Bail will not be granted unless ``he is not guilty of committing
(the) offence'' (Sect. 48(7). The investigation period can
stretch to 120 days (Sec. 48(2). The ``citizen spy'' provisions
requiring even journalists (but not lawyers) to reveal information
of material assistance carries a punishment of 3 years and
unlimited fine (Sect. 3(8) and 14) - compared to the normal
punishment of 3 months and a Rs. 200 fine with bail. POTO
permits confessions to the police (Sect. 32). The strong presumptions
against the accused continue (Sect. 4 with 27 and 52). The
curious concept of a preparatory offence goes well beyond
the normal criminal law concepts of ``attempt'' and abetment
(Sect. 3(3)). The new compensation provision (Section 56)

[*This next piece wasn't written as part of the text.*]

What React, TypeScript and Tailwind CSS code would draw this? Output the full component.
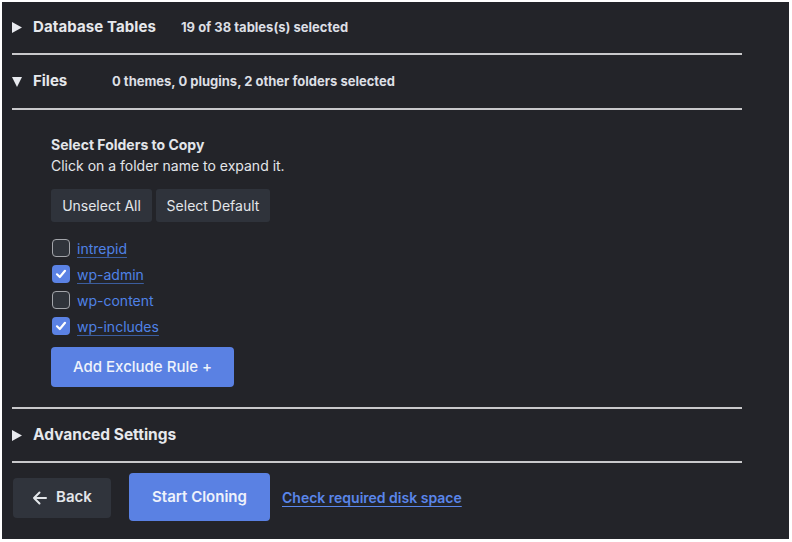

for mala fide abuse is impossible to prove and, militates
against the good faith, immunity provided by POTO (Section
57). Properties of alleged terrorists can be confiscated even
if they are not tried. The summary post-confiscation procedure
cannot mitigate the width of the abuse and consequences (Section
6). Unwelcome organisations can be banned more easily (Chapter
III) in a manner inconsistent with the Supreme Court decision
in V. G. Row's case (1952) injuncting banning by notification.
Yet, 23 organisations have been statutorily banned. More will
follow. The power to intercept communication (Chapter V) is
extremely wide. It is designed to permit 17 days of interception
by a Joint Secretary with relative impunity stretching to
60 days. The nation may never know how, why and for what reason.
There is lip service to the procedure prescribed by the Supreme
Court's PUCL decision (1995). But, these provisions are wide,
new and need scrutiny. Lay political appointees reviewing
interception and organisational bans may outvote the Chairman
Judge (Sect. 59). That Superintendents of Police and their
Deputies have been placed in-charge of various investigations
and powers is hardly a safeguard. It is impossible to believe
that the mayhem caused by TADA was not to the knowledge of
these officers. The Special Judges will be chosen with political
care and confirmed, perhaps, by uninformed judicial oversight.
What next? It is clear that POTO is wider
and worse than TADA. The safeguards are insufficient. The
political reason for POTO is self-evident. The BJP has already
declared that those who oppose POTO are anti-national. Democratic
discussion on POTO is subject to political blackmail. Promulgating
an Ordinance as a fait accompli is itself pre- emptive political
terrorism. The central question remains: Why not a new definition
of `terrorism' enforced only by the Cr.P.C. procedure? POTO
assumes that India's one billion people are potential terrorists
and there are terrorists under every bed. Each Indian citizen
is being asked to spy on every other citizen on pain of imprisonment
without bail. This is a solution looking for a problem. POTO
is an assault on democracy. It should be rejected.